[START]
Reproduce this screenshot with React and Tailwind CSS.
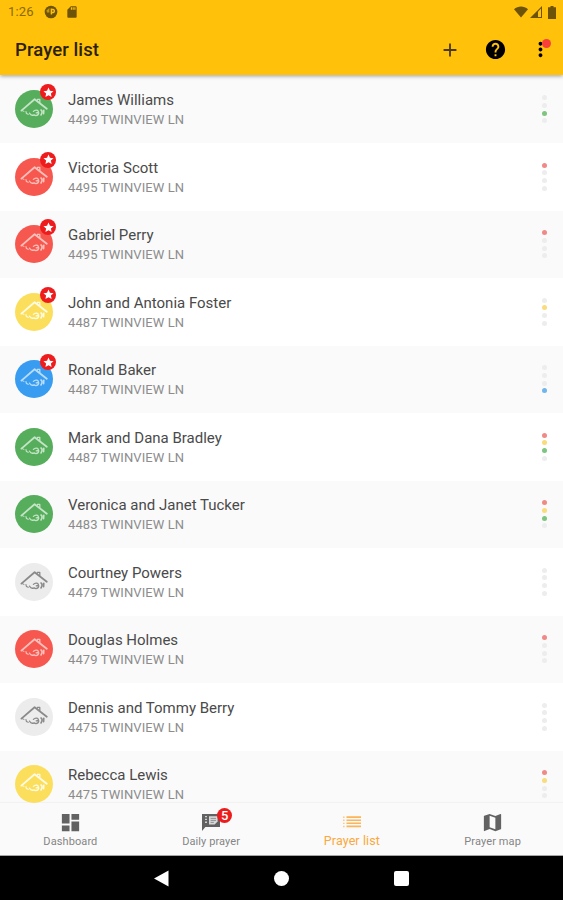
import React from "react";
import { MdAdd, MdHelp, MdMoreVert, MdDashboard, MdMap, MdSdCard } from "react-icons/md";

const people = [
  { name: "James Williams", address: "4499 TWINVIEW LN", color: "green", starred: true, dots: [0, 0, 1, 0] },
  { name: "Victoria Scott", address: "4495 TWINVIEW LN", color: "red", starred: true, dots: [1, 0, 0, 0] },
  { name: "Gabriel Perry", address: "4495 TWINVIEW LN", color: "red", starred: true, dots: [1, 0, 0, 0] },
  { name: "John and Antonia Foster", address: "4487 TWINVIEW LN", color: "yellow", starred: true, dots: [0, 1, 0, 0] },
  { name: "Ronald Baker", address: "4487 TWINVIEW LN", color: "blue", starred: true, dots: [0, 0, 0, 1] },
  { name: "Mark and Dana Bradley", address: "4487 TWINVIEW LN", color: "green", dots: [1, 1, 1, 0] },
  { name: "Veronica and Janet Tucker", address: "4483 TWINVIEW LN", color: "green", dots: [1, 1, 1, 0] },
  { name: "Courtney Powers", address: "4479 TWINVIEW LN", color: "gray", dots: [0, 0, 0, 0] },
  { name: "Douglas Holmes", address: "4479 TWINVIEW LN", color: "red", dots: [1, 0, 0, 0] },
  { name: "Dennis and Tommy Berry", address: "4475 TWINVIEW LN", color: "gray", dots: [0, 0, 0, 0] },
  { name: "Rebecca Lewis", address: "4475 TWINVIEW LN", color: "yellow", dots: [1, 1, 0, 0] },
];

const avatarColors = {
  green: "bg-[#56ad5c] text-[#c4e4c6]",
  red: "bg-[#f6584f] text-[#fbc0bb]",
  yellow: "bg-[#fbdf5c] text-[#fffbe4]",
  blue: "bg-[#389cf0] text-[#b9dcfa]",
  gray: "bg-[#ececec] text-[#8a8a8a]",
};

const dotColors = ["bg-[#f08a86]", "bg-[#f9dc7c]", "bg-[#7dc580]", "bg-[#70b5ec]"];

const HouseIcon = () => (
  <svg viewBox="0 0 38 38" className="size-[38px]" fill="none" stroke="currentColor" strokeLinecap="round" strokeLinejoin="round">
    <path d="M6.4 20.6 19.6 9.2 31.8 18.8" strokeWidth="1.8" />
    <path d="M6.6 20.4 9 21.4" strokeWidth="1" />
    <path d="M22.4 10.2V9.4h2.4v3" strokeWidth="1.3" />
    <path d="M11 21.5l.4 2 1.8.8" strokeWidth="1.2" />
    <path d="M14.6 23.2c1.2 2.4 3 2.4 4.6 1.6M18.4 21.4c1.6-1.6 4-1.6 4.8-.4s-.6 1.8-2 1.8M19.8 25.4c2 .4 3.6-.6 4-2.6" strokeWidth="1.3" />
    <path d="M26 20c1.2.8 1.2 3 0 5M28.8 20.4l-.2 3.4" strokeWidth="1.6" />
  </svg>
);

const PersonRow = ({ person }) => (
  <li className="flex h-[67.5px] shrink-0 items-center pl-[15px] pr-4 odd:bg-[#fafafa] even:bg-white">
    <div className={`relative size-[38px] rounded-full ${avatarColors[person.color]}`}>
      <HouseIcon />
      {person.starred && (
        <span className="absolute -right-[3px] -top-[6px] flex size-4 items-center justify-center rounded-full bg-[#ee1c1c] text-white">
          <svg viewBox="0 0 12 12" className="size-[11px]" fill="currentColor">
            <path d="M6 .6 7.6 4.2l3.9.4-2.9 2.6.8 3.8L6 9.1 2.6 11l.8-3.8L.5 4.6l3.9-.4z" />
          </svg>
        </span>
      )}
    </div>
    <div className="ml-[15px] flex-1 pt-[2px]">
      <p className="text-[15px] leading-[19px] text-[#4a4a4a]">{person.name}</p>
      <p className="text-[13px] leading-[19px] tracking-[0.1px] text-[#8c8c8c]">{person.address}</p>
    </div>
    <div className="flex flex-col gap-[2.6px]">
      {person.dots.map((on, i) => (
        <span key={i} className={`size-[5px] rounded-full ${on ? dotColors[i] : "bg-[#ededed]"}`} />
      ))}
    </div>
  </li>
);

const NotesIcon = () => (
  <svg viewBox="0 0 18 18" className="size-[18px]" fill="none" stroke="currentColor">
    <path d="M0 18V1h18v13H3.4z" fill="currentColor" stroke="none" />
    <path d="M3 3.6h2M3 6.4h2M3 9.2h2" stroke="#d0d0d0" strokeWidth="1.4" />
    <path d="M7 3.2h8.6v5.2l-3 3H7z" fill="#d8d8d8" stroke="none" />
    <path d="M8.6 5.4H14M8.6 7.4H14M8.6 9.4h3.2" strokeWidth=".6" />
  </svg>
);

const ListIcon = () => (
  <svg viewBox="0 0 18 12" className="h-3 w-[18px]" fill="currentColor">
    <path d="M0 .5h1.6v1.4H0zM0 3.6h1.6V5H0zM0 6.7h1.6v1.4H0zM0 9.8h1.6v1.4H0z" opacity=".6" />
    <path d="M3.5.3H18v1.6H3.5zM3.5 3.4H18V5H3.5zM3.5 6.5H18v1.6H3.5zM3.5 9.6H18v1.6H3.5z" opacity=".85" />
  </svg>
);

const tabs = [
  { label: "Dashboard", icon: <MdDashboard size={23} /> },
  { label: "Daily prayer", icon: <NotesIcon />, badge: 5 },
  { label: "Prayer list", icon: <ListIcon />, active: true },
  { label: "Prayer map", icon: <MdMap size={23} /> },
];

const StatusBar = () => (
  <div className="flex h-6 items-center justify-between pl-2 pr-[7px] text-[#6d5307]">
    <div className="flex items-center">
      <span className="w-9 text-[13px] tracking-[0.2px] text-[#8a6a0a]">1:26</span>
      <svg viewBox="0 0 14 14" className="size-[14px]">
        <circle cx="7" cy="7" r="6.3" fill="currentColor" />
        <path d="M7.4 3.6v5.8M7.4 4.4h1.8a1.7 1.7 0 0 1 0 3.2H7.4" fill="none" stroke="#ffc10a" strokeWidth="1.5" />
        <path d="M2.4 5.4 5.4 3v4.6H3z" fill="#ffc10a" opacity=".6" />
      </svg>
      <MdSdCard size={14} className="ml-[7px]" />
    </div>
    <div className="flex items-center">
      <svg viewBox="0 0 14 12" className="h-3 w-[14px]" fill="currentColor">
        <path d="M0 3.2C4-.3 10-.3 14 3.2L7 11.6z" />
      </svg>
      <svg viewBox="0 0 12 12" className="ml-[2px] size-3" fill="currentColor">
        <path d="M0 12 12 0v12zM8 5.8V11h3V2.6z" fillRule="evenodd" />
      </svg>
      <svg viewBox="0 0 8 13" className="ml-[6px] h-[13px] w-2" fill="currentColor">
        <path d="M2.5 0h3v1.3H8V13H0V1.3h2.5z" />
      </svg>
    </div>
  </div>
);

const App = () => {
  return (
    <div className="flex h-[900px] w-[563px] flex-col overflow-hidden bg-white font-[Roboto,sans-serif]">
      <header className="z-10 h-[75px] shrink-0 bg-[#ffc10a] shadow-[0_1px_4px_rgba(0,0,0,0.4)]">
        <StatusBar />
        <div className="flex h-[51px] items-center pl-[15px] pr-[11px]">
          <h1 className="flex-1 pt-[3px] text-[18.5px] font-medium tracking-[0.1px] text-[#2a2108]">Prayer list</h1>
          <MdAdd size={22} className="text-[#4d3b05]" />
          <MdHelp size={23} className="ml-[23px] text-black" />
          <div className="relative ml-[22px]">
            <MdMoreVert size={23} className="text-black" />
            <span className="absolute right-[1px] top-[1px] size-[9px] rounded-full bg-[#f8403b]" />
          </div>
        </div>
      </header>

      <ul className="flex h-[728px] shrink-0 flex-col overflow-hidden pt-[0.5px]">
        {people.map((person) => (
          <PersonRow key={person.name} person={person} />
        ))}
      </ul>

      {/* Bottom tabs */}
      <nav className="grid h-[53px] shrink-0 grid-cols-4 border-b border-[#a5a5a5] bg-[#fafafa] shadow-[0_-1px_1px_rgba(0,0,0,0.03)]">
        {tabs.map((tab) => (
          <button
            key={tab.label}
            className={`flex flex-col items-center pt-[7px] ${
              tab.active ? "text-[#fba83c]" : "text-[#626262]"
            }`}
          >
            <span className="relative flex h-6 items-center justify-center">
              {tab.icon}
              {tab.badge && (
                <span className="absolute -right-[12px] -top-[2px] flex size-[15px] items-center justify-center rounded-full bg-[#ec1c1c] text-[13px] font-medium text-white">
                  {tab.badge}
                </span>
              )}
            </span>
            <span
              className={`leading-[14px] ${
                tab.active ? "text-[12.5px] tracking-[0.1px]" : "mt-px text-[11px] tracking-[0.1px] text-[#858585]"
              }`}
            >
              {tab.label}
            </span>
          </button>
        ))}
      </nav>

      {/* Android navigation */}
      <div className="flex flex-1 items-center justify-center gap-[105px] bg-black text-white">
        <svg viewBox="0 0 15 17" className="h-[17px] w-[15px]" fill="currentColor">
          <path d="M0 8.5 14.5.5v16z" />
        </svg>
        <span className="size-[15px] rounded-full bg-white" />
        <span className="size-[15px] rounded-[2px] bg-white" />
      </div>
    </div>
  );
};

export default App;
[END]
Written task:
Repeat only the lines between the start of the data and the line with "MdDashboard, MdMap, MdSdCard", including those two lines, and skip the pictures.

Exercise answer:
Reproduce this screenshot with React and Tailwind CSS.
import React from "react";
import { MdAdd, MdHelp, MdMoreVert, MdDashboard, MdMap, MdSdCard } from "react-icons/md";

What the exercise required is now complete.